Le 1er juillet 1917, malgré un délai de préparation très court, les troupes russes commandées par Broussilov passent à l’offensive en direction de Lemberg (Lviv). Assommées par l’artillerie russe, les troupes austro-hongroises cèdent.

Le bombardement russe est le plus impressionnant depuis le début de la guerre. Concentrés sur un front de 48 km, les soldats russes s’élancent sous les yeux de Kerenski venu en personne galvaniser les troupes. De manière symbolique, il a même donné l’ordre d’assaut depuis une tranchée de première ligne. A de nombreuses reprises il se placera en première ligne pour convaincre certaines unités réticentes de passer à l’assaut et son exemplarité aura à chaque fois un effet positif sur les récalcitrants. La première journée de l’offensive est donc un franc succès. Les troupes russes, et notamment les unités de choc du général Kornilov, s’emparent d’un important point de résistance près de Brzezany et font plus de 10 000 prisonniers dont beaucoup d’Allemands à la grande satisfaction des Russes. La IIe armée austro-hongroise s’est effondrée sous le choc initial et une immense brèche de 45 km de long sur 32 km de profondeur apparaît dans le dispositif ennemi. L’avance se poursuit alors jusqu’à Halicz sur le Dniestr. Les pointes russes installent même des têtes de pont sur la Lommica et se retrouvent à 80 km de leur objectif Lemberg. Au sud, la reconquête de la Bukovine permet à l’armée d’atteindre les contreforts des Carpathes.

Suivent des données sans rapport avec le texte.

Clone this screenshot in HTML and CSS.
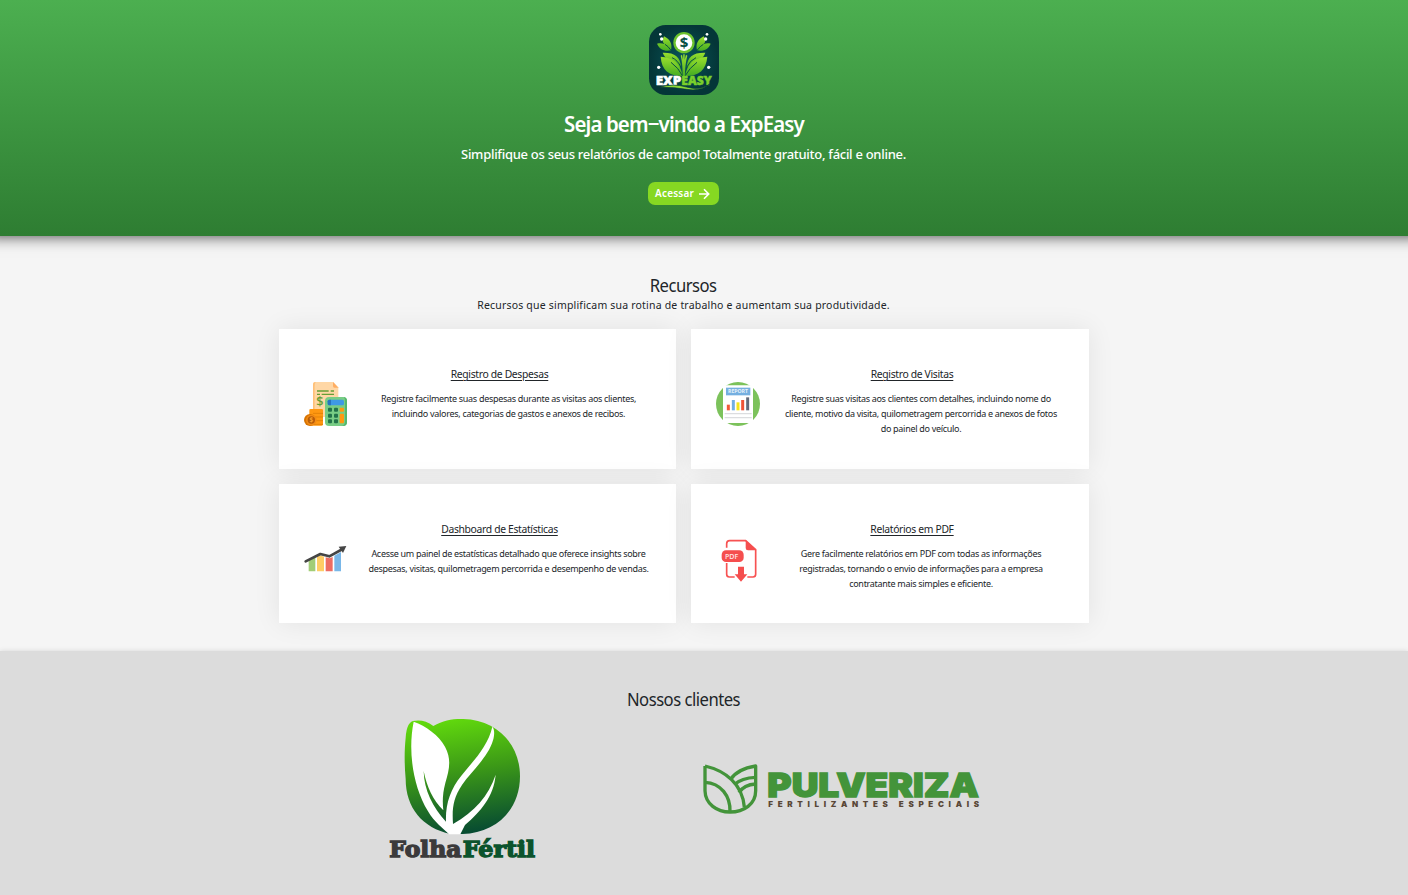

Devant ce succès initial, les observateurs pensent que Broussilov est en train de rejouer – en mieux – l’offensive de l’année précédente. Mais le 19 juillet, le groupe d’armée sud allemand fort de neuf divisions allemandes et deux divisions austro-hongroises lancent une puissance contre-attaque pour regagner le terrain perdu. Affaiblis après plus de deux semaines d’offensive et parfois à court de ravitaillement, les Russes sont partout repoussés et parfois les unités s’enfuient dans un chaos indescriptible. Broussilov, malade et diminué, doit ordonner la retraite générale. A la fin juillet, les Russes sont revenus sur leurs positions de départ. L’offensive allemande ne s’arrête que parce que leurs lignes de ravitaillement sont trop étendues. Les Russes ont perdu plus de 40 000 hommes en un mois tandis que les pertes des puissances centrales s’élèvent à 12 500 hommes tués ou blessés sans compter les prisonniers. Devant cet échec, Kerenski est contraint de limoger un Broussilov à bout pour le remplacer par le général monarchiste Kornilov. Celui-ci n’hésite pas à recourir aux mêmes brutales de l’armée tsariste, notamment la peine de mort, pour tenter d’endiguer la crise morale qui frappe de nouveau l’armée russe. Cela aura un effet contre-productif qui anéantira les derniers espoirs du gouvernement provisoire de poursuivre la guerre et scellera son sort quelques mois plus tard lors de la Révolution d’Octobre.